_INFORMATION PROVIDED:_

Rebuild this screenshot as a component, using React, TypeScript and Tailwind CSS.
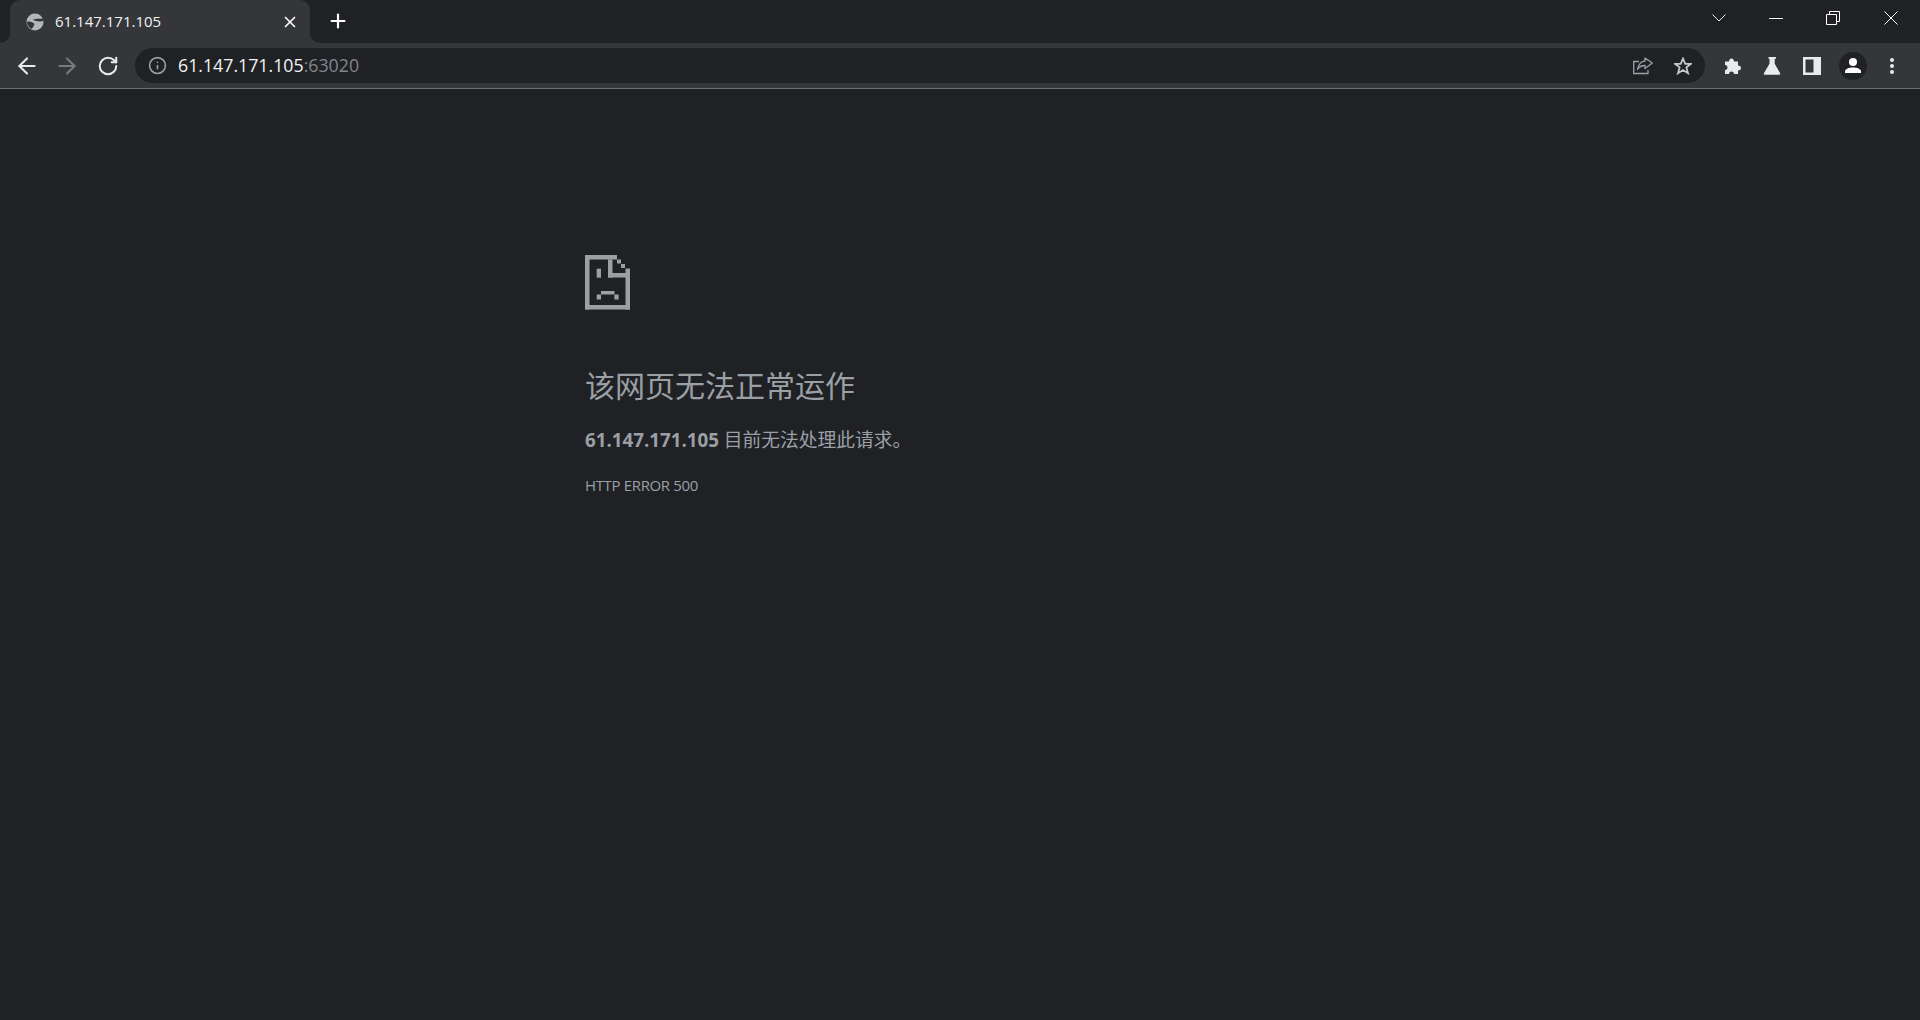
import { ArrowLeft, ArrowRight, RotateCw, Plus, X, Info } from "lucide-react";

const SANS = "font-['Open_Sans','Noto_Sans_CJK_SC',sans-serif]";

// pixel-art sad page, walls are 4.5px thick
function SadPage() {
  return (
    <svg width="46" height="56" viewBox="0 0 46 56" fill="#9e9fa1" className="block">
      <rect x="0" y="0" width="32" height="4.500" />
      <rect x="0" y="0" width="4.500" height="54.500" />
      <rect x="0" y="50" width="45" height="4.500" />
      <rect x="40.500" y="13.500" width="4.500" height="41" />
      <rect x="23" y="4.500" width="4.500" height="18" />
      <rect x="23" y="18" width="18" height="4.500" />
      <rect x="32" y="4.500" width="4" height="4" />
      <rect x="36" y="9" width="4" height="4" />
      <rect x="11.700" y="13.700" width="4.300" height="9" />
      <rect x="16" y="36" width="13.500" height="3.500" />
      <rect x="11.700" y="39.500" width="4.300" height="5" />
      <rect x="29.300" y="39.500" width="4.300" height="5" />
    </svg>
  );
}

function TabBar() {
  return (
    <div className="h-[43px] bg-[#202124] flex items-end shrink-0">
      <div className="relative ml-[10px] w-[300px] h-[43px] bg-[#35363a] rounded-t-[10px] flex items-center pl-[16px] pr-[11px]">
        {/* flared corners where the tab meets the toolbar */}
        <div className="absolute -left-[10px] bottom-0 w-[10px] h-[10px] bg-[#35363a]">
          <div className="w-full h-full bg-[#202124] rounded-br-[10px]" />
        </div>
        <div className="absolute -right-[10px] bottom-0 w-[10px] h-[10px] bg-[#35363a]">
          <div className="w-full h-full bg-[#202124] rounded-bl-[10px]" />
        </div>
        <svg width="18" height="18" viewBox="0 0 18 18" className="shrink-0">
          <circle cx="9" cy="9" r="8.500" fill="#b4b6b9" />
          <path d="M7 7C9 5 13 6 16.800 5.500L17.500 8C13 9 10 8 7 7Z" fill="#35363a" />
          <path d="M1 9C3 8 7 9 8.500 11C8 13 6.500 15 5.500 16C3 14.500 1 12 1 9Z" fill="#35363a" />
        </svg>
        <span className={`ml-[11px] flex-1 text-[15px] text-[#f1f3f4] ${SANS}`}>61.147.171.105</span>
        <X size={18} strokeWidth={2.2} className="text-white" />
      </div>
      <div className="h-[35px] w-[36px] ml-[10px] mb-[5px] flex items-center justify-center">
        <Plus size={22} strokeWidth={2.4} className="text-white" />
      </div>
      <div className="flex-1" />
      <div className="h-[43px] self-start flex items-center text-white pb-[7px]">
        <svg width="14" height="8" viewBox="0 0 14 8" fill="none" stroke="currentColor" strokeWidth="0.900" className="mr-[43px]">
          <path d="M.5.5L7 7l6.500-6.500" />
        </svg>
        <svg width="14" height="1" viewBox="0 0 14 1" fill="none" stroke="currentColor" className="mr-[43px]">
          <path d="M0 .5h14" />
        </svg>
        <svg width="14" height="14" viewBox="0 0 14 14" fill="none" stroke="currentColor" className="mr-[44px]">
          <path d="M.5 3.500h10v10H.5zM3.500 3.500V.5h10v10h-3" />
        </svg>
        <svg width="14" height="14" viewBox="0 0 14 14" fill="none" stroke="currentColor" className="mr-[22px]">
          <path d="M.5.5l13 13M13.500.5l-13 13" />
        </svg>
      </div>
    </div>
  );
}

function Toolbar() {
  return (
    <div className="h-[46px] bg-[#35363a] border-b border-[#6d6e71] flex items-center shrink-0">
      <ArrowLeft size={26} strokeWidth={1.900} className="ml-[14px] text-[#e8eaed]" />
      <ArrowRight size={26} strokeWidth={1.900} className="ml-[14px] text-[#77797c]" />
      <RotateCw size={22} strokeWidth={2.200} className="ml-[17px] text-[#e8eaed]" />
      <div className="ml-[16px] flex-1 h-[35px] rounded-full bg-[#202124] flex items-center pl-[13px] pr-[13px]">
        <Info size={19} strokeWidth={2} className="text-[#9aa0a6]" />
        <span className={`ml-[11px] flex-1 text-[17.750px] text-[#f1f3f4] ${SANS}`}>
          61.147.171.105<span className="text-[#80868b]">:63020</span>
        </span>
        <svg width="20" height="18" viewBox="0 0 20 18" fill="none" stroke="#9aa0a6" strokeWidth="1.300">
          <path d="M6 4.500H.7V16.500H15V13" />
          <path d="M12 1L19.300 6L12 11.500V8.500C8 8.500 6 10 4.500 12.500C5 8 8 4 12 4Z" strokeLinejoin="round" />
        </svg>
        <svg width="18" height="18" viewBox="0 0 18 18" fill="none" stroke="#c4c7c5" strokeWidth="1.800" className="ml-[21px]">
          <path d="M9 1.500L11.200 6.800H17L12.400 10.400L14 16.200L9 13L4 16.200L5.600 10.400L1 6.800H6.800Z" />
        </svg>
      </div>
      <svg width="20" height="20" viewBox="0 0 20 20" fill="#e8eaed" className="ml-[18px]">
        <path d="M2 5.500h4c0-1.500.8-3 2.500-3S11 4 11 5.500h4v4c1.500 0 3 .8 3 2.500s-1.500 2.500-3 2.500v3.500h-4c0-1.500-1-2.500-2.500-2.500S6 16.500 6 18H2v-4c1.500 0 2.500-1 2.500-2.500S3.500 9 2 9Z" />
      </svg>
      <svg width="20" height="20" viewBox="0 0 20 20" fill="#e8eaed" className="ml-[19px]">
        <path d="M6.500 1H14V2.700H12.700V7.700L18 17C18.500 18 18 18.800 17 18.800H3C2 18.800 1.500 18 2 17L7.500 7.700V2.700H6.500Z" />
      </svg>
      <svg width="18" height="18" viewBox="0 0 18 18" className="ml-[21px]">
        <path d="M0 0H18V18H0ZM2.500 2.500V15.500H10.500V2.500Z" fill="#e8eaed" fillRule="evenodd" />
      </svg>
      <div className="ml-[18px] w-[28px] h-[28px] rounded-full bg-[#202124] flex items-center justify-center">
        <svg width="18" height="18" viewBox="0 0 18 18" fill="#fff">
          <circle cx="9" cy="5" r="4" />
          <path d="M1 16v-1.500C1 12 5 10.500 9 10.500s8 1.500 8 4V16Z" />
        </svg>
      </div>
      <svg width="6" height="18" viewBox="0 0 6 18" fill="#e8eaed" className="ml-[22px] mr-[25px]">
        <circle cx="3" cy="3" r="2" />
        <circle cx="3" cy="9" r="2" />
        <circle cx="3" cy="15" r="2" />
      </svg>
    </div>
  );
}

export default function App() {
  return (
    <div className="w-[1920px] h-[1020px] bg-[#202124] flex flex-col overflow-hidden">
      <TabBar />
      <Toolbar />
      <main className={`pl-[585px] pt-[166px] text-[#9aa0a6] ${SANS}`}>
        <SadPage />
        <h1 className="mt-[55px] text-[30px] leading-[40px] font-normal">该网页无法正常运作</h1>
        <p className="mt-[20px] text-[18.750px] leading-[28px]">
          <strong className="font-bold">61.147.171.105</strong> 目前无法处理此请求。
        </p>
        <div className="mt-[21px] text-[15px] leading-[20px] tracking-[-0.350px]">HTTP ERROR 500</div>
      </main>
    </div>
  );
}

_REQUIRED WORK:_ Give every line back word for word and leave the pictures out.

_THE ANSWER:_
Rebuild this screenshot as a component, using React, TypeScript and Tailwind CSS.
import { ArrowLeft, ArrowRight, RotateCw, Plus, X, Info } from "lucide-react";

const SANS = "font-['Open_Sans','Noto_Sans_CJK_SC',sans-serif]";

// pixel-art sad page, walls are 4.5px thick
function SadPage() {
  return (
    <svg width="46" height="56" viewBox="0 0 46 56" fill="#9e9fa1" className="block">
      <rect x="0" y="0" width="32" height="4.500" />
      <rect x="0" y="0" width="4.500" height="54.500" />
      <rect x="0" y="50" width="45" height="4.500" />
      <rect x="40.500" y="13.500" width="4.500" height="41" />
      <rect x="23" y="4.500" width="4.500" height="18" />
      <rect x="23" y="18" width="18" height="4.500" />
      <rect x="32" y="4.500" width="4" height="4" />
      <rect x="36" y="9" width="4" height="4" />
      <rect x="11.700" y="13.700" width="4.300" height="9" />
      <rect x="16" y="36" width="13.500" height="3.500" />
      <rect x="11.700" y="39.500" width="4.300" height="5" />
      <rect x="29.300" y="39.500" width="4.300" height="5" />
    </svg>
  );
}

function TabBar() {
  return (
    <div className="h-[43px] bg-[#202124] flex items-end shrink-0">
      <div className="relative ml-[10px] w-[300px] h-[43px] bg-[#35363a] rounded-t-[10px] flex items-center pl-[16px] pr-[11px]">
        {/* flared corners where the tab meets the toolbar */}
        <div className="absolute -left-[10px] bottom-0 w-[10px] h-[10px] bg-[#35363a]">
          <div className="w-full h-full bg-[#202124] rounded-br-[10px]" />
        </div>
        <div className="absolute -right-[10px] bottom-0 w-[10px] h-[10px] bg-[#35363a]">
          <div className="w-full h-full bg-[#202124] rounded-bl-[10px]" />
        </div>
        <svg width="18" height="18" viewBox="0 0 18 18" className="shrink-0">
          <circle cx="9" cy="9" r="8.500" fill="#b4b6b9" />
          <path d="M7 7C9 5 13 6 16.800 5.500L17.500 8C13 9 10 8 7 7Z" fill="#35363a" />
          <path d="M1 9C3 8 7 9 8.500 11C8 13 6.500 15 5.500 16C3 14.500 1 12 1 9Z" fill="#35363a" />
        </svg>
        <span className={`ml-[11px] flex-1 text-[15px] text-[#f1f3f4] ${SANS}`}>61.147.171.105</span>
        <X size={18} strokeWidth={2.2} className="text-white" />
      </div>
      <div className="h-[35px] w-[36px] ml-[10px] mb-[5px] flex items-center justify-center">
        <Plus size={22} strokeWidth={2.4} className="text-white" />
      </div>
      <div className="flex-1" />
      <div className="h-[43px] self-start flex items-center text-white pb-[7px]">
        <svg width="14" height="8" viewBox="0 0 14 8" fill="none" stroke="currentColor" strokeWidth="0.900" className="mr-[43px]">
          <path d="M.5.5L7 7l6.500-6.500" />
        </svg>
        <svg width="14" height="1" viewBox="0 0 14 1" fill="none" stroke="currentColor" className="mr-[43px]">
          <path d="M0 .5h14" />
        </svg>
        <svg width="14" height="14" viewBox="0 0 14 14" fill="none" stroke="currentColor" className="mr-[44px]">
          <path d="M.5 3.500h10v10H.5zM3.500 3.500V.5h10v10h-3" />
        </svg>
        <svg width="14" height="14" viewBox="0 0 14 14" fill="none" stroke="currentColor" className="mr-[22px]">
          <path d="M.5.5l13 13M13.500.5l-13 13" />
        </svg>
      </div>
    </div>
  );
}

function Toolbar() {
  return (
    <div className="h-[46px] bg-[#35363a] border-b border-[#6d6e71] flex items-center shrink-0">
      <ArrowLeft size={26} strokeWidth={1.900} className="ml-[14px] text-[#e8eaed]" />
      <ArrowRight size={26} strokeWidth={1.900} className="ml-[14px] text-[#77797c]" />
      <RotateCw size={22} strokeWidth={2.200} className="ml-[17px] text-[#e8eaed]" />
      <div className="ml-[16px] flex-1 h-[35px] rounded-full bg-[#202124] flex items-center pl-[13px] pr-[13px]">
        <Info size={19} strokeWidth={2} className="text-[#9aa0a6]" />
        <span className={`ml-[11px] flex-1 text-[17.750px] text-[#f1f3f4] ${SANS}`}>
          61.147.171.105<span className="text-[#80868b]">:63020</span>
        </span>
        <svg width="20" height="18" viewBox="0 0 20 18" fill="none" stroke="#9aa0a6" strokeWidth="1.300">
          <path d="M6 4.500H.7V16.500H15V13" />
          <path d="M12 1L19.300 6L12 11.500V8.500C8 8.500 6 10 4.500 12.500C5 8 8 4 12 4Z" strokeLinejoin="round" />
        </svg>
        <svg width="18" height="18" viewBox="0 0 18 18" fill="none" stroke="#c4c7c5" strokeWidth="1.800" className="ml-[21px]">
          <path d="M9 1.500L11.200 6.800H17L12.400 10.400L14 16.200L9 13L4 16.200L5.600 10.400L1 6.800H6.800Z" />
        </svg>
      </div>
      <svg width="20" height="20" viewBox="0 0 20 20" fill="#e8eaed" className="ml-[18px]">
        <path d="M2 5.500h4c0-1.500.8-3 2.500-3S11 4 11 5.500h4v4c1.500 0 3 .8 3 2.500s-1.500 2.500-3 2.500v3.500h-4c0-1.500-1-2.500-2.500-2.500S6 16.500 6 18H2v-4c1.500 0 2.500-1 2.500-2.500S3.500 9 2 9Z" />
      </svg>
      <svg width="20" height="20" viewBox="0 0 20 20" fill="#e8eaed" className="ml-[19px]">
        <path d="M6.500 1H14V2.700H12.700V7.700L18 17C18.500 18 18 18.800 17 18.800H3C2 18.800 1.500 18 2 17L7.500 7.700V2.700H6.500Z" />
      </svg>
      <svg width="18" height="18" viewBox="0 0 18 18" className="ml-[21px]">
        <path d="M0 0H18V18H0ZM2.500 2.500V15.500H10.500V2.500Z" fill="#e8eaed" fillRule="evenodd" />
      </svg>
      <div className="ml-[18px] w-[28px] h-[28px] rounded-full bg-[#202124] flex items-center justify-center">
        <svg width="18" height="18" viewBox="0 0 18 18" fill="#fff">
          <circle cx="9" cy="5" r="4" />
          <path d="M1 16v-1.500C1 12 5 10.500 9 10.500s8 1.500 8 4V16Z" />
        </svg>
      </div>
      <svg width="6" height="18" viewBox="0 0 6 18" fill="#e8eaed" className="ml-[22px] mr-[25px]">
        <circle cx="3" cy="3" r="2" />
        <circle cx="3" cy="9" r="2" />
        <circle cx="3" cy="15" r="2" />
      </svg>
    </div>
  );
}

export default function App() {
  return (
    <div className="w-[1920px] h-[1020px] bg-[#202124] flex flex-col overflow-hidden">
      <TabBar />
      <Toolbar />
      <main className={`pl-[585px] pt-[166px] text-[#9aa0a6] ${SANS}`}>
        <SadPage />
        <h1 className="mt-[55px] text-[30px] leading-[40px] font-normal">该网页无法正常运作</h1>
        <p className="mt-[20px] text-[18.750px] leading-[28px]">
          <strong className="font-bold">61.147.171.105</strong> 目前无法处理此请求。
        </p>
        <div className="mt-[21px] text-[15px] leading-[20px] tracking-[-0.350px]">HTTP ERROR 500</div>
      </main>
    </div>
  );
}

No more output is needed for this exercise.